> **Material**:
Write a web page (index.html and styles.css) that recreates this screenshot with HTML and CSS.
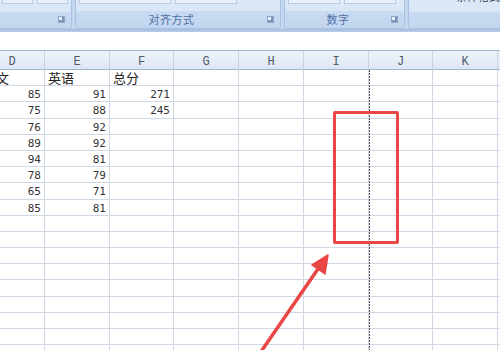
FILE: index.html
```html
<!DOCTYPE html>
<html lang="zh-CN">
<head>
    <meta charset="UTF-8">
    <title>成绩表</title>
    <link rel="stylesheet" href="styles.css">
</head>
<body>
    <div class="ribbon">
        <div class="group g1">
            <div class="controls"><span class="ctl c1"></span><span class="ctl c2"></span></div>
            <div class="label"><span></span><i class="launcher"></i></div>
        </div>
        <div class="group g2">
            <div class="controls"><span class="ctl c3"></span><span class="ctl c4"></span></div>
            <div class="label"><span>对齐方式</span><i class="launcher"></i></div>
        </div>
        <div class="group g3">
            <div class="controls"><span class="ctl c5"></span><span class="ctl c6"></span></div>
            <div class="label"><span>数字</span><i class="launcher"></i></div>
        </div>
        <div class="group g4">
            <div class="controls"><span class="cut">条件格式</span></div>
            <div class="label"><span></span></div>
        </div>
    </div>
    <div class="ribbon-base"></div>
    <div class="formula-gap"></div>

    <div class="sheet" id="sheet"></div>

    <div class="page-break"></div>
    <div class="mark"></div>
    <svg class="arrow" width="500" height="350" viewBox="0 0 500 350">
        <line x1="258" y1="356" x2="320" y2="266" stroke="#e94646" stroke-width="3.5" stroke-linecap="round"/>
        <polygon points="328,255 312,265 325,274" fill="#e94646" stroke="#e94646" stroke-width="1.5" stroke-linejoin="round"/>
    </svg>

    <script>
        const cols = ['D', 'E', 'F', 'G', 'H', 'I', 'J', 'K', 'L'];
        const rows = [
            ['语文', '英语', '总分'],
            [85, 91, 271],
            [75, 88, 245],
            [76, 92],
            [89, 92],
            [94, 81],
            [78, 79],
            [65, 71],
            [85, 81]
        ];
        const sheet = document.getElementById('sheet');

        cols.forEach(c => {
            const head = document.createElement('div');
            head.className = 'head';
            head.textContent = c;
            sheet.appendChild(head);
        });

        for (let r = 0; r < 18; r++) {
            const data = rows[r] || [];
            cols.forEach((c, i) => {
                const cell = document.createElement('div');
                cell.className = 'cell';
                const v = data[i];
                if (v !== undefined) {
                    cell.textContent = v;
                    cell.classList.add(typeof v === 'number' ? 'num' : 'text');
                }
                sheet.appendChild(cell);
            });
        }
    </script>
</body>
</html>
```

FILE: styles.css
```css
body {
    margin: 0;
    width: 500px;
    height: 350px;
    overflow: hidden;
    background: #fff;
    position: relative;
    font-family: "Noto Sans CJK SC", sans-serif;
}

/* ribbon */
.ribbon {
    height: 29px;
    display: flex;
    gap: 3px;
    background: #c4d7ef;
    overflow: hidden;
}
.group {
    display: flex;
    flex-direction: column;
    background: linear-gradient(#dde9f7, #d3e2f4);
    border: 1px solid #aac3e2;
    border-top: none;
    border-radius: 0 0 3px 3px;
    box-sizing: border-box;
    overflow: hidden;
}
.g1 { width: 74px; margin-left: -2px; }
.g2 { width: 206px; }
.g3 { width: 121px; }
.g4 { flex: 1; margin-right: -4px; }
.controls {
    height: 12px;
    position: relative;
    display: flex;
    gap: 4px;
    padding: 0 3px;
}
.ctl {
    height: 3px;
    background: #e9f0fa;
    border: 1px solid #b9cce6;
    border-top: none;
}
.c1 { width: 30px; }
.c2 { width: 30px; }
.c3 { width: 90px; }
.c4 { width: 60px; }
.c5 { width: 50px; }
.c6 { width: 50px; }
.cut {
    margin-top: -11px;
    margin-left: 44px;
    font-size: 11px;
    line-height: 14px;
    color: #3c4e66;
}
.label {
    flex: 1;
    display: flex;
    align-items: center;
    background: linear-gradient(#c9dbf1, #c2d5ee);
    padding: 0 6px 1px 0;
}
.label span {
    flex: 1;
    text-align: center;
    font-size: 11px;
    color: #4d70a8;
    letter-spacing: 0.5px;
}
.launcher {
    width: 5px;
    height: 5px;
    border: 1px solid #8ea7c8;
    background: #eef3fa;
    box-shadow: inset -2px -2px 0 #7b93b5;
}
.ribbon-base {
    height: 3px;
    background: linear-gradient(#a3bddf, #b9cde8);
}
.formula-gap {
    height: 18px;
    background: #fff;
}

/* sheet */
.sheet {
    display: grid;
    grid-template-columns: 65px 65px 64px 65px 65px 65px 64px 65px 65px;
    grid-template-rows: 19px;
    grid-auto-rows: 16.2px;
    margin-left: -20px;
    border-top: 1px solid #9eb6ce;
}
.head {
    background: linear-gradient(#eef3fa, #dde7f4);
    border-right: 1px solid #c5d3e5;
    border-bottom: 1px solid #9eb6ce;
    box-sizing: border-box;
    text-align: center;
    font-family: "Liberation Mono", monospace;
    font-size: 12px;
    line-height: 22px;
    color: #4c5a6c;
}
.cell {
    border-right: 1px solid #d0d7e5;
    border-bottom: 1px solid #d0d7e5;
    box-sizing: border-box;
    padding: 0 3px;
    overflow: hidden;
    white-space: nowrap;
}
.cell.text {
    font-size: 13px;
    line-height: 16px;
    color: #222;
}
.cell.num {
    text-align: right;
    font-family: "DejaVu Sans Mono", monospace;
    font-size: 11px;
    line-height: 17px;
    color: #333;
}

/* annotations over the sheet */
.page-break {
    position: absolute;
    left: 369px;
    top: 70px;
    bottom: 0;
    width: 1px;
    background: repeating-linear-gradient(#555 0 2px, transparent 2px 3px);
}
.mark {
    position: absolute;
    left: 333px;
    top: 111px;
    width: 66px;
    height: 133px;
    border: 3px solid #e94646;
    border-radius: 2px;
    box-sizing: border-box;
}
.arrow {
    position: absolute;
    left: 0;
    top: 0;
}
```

> **What you are asked to do**:
From the listing above, copy out each line where the word "page" appears.

> **Full answer**:
Write a web page (index.html and styles.css) that recreates this screenshot with HTML and CSS.
    <div class="page-break"></div>
.page-break {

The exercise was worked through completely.